Performance. Another advantage of LR(1), of course, it that it offers linear performance. That said, I’ve found that in practice, parsing based on a parsing table is not particularly speedy. If you think about it, it’s more-or-less interpreting your grammar – you’ve basically got a small loop that’s loading data from a table and then doing an indirect jump based on the results, which happen to be the two operations that CPUs like least. In my experience, rewriting to use a recursive descent parser is often much faster.

LALRPOP takes a different approach. The idea is that instead of a parsing table, we generate a function for every state. This ought to be quite speedy; it also plays very nicely with Rust’s type system, since types in Rust don’t have uniform size, and using distinct functions lets us store the stack in local variables, rather than using a Vec. At first, I thought maybe I had invented something new with this style of parsing, but of course I should have known better: a little research revealed that this technique is called recursive ascent.

Now, as expected, recursive ascent is supposed to be quite fast. In fact, I was hoping to unveil some fantastic performance numbers with this post, but I’ve not had time to try to create a fair benchmark, so I can’t – since I haven’t done any measurements, LALRPOP’s generated code may in fact be quite slow. I just don’t know. Hopefully I’ll find some time to rectify that in the near future.

100% stable Rust. It’s probably worth pointing out that LALRPOP is 100% stable Rust, and I’m committed to keeping it that way.

Other parser generators. Should LALRPOP or LR(1) not be too your fancy, I just want to point out that the Rust ecosystem has grown quite a number of parser combinator and PEG libraries: nom, oak, peg, nailgun, peggler, combine, parser-combinators, and of course my own rusty-peg (and probably some others I’ve missed, sorry). I’m not aware of any other LR(1) (or GLL, GLR, etc) generators for Rust, but there may well be some. There are also two LALR parser generators for Rust you may want to check out, racc and and lemon_rust.

Future plans. I’ve got some plans for LALRPOP. There are a host of new features I’d like to add, with the aim of eliminating more boilerplate. I’d also like to explore adding new parser algorithms, particularly universal algorithms that can handle any CFG grammar, such as GLL, GLR, or LL(*). Finally, I’m really interesting in exploring the area of error recovery, and in particular techniques to find the minimum damaged area of a parse tree if there is an incorrect parse. (There is of course tons of existing work here.)

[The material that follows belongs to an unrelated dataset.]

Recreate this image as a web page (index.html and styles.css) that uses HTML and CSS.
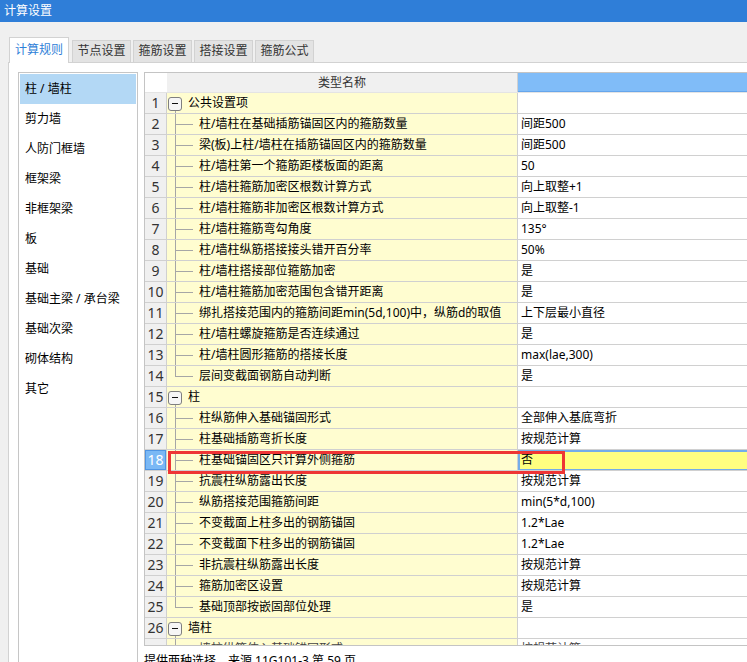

Plea for help. Of course, if I wind up doing all of this myself, it might take quite some time. So if you’re interested in working on LALRPOP, I’d love to hear from you! I’d also love to hear some other suggestions for things to do with LALRPOP. One of the things I plan to do over the next few weeks is also spend some more time writing up plans in LALRPOP’s issue database, as well as filling out its wiki.